Justin Goldman proudly displays his Forbes 30 Under 30 honor on his public profiles, including his Instagram account. The New York-based music and entertainment executive positions himself as a rising star in the industry. Yet behind the glossy bio lies a different story. It’s one of repeated broken promises, delayed payments, and bad-faith tactics that ultimately led to a court judgment against him.
At Heitner Legal, we secured two substantial copyright infringement settlements for Goldman in 2025. He signed a clear contingency-fee engagement letter promising us a commission on any pre-suit recoveries. We delivered. He received the full amount of settlement funds. Then he simply refused to pay the money he owed us.
This is not just a dispute over a bill. Such a dispute would not warrant a blog post. Instead, this special situation is a textbook example of why every lawyer must perform client diligence before taking on a matter and why contingency fees should be held in a trust account whenever possible.
The Engagement and the Work We Performed
In 2025, Justin Goldman signed our engagement letter. It explicitly stated that Heitner Legal would receive a commission of any pre-suit settlement obtained after we sent a demand letter. Goldman provided us with a “Comprehensive Demands and Communications Status Report” identifying targets, including two that we resolved quickly and efficiently.
We earned our commission. Goldman acknowledged that we earned our commission and thanked us for our work. Goldman received every penny of the settlements. He acknowledged the debt repeatedly in writing.
The Broken Promises – A Pattern of Delay and Bad Faith
From October 2025 through March 2026, Goldman’s communications followed a predictable cycle: acknowledgment → promise → delay → excuse → threat.
Here are some of the most revealing statements, taken directly from his own emails and texts:
- October 28, 2025 (via his business manager Elijah Elmore): “Apologies for the late response. Please confirm the total is $17,500 and we’ll get this out shortly.”
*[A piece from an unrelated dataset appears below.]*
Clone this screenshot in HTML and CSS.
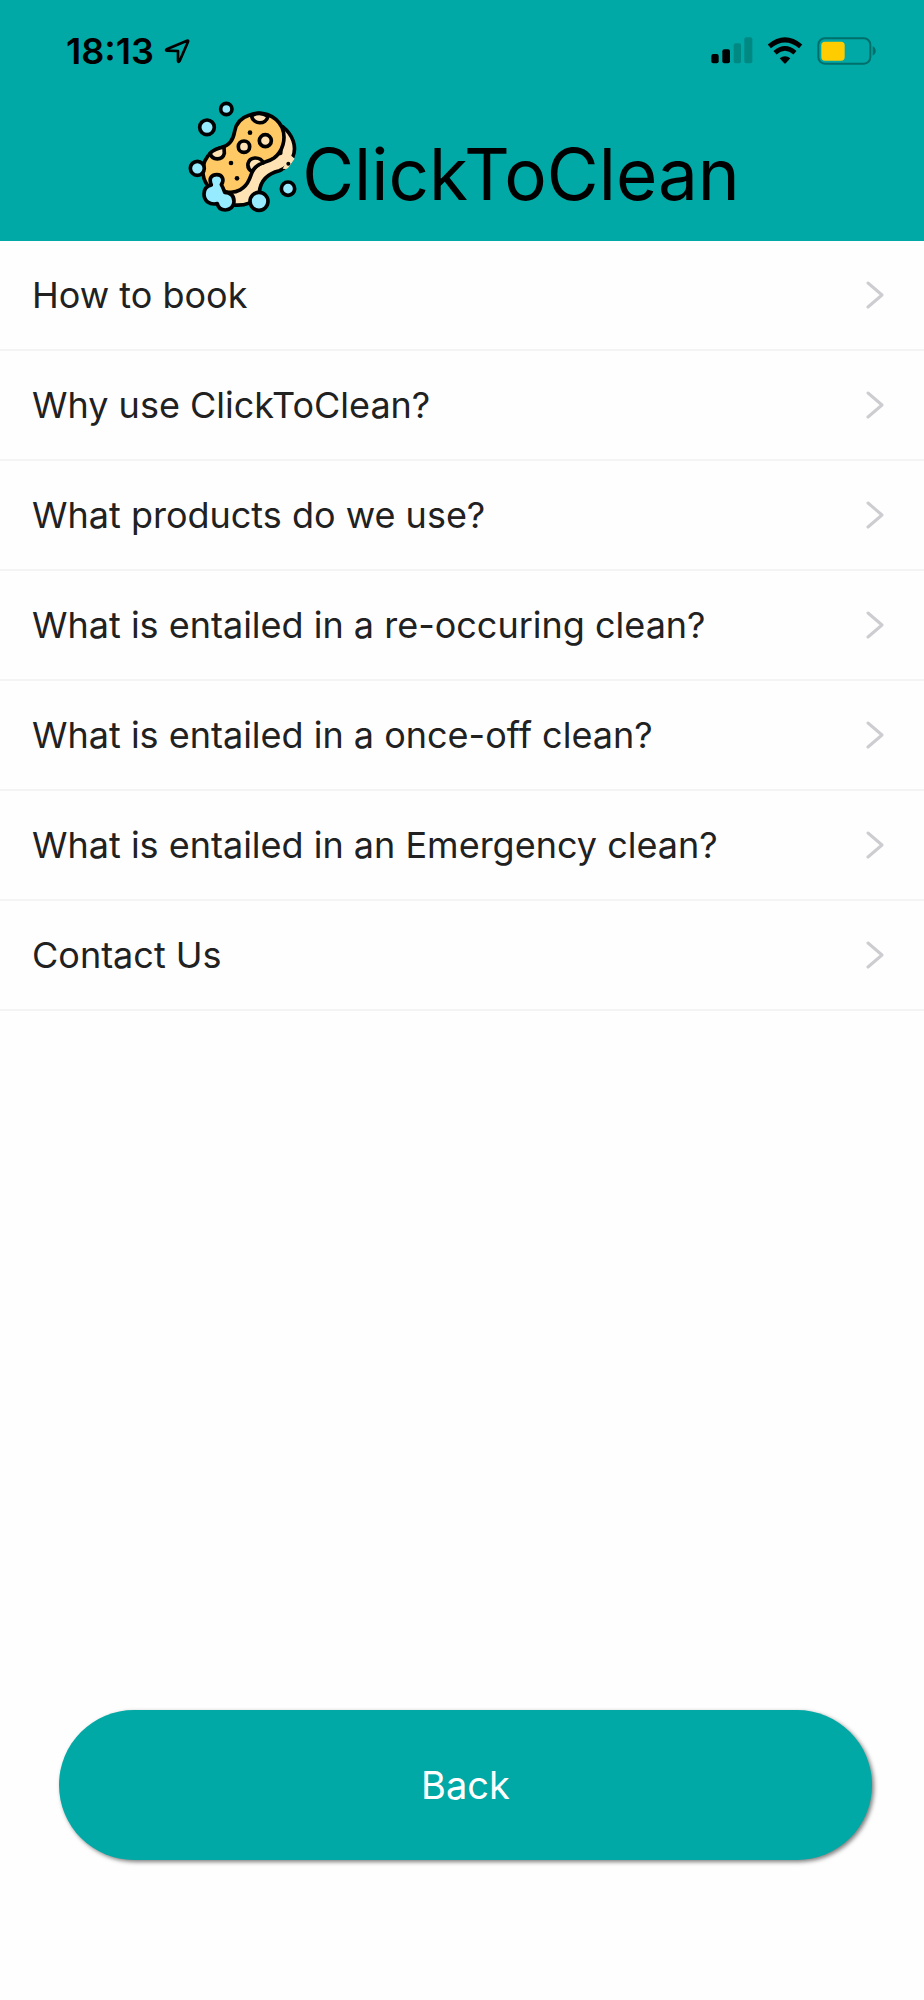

- November 3, 2025 (Goldman personally): “The firm’s contingency share of [redacted] is being paid on a Net-30 basis, consistent with my standard payment schedule. Payment is already in process, and I’ll confirm once it clears… I understand my obligations and I’m not contesting any payment.”
- December 4, 2025: “I’ll get this sorted out shortly.”
- December 9, 2025 (after we threatened to file suit): “I will either have counsel handle this or the payment will be initiated on Monday… Payment will be initiated Monday or counsel will handle this going forward.”
Even after we filed suit on December 16, 2025, obtained a default, and secured a Final Default Judgment on February 4, 2026 for the full $17,500 plus post-judgment interest, Goldman continued the same pattern.
In late February 2026, once the judgment was served, he tried to negotiate a payment plan. Goldman agreed to pay $3,000 by March 10, $7,000 by April 1, and $7,500 by April 15.
He failed to make the first payment on time. When pressed, he claimed Zelle limits prevented him from sending more than $1,000. We offered reasonable accommodations. The pattern continued.
Why This Matters: Lessons for Every Lawyer
- Perform Real Client Diligence. Before accepting a contingency matter, especially one involving large expected recoveries, verify the client’s reputation for paying professionals.
- Use a Trust Account – Don’t Let the Client Receive the Money First. Had the settlement funds been wired to Heitner Legal’s trust account, we could have disbursed Goldman’s share and retained our earned fee immediately. Instead, we trusted Goldman to pay us after he received the money. That was a mistake we will not repeat.
- Document Everything. Goldman’s own words, captured in emails and texts, proved decisive in obtaining a swift judgment. Every promise, every acknowledgment, and every delay is now part of the public court record (Case No. COCE25-087725, Broward County Court).
We now have a final, enforceable judgment against Justin Goldman. We intend to collect it aggressively through all available means under Florida law, including garnishment, liens, and credit reporting. We take no joy in this outcome. We simply expect to be paid for the work we performed.
Final Thought
Forbes 30 Under 30 is an impressive honor. It does not, however, excuse failing to honor clear contractual obligations to the professionals who helped you achieve your success. If you are a lawyer reading this, take the time to vet your clients. Put protective language in your engagement letters. And whenever possible, route settlement proceeds through your trust account.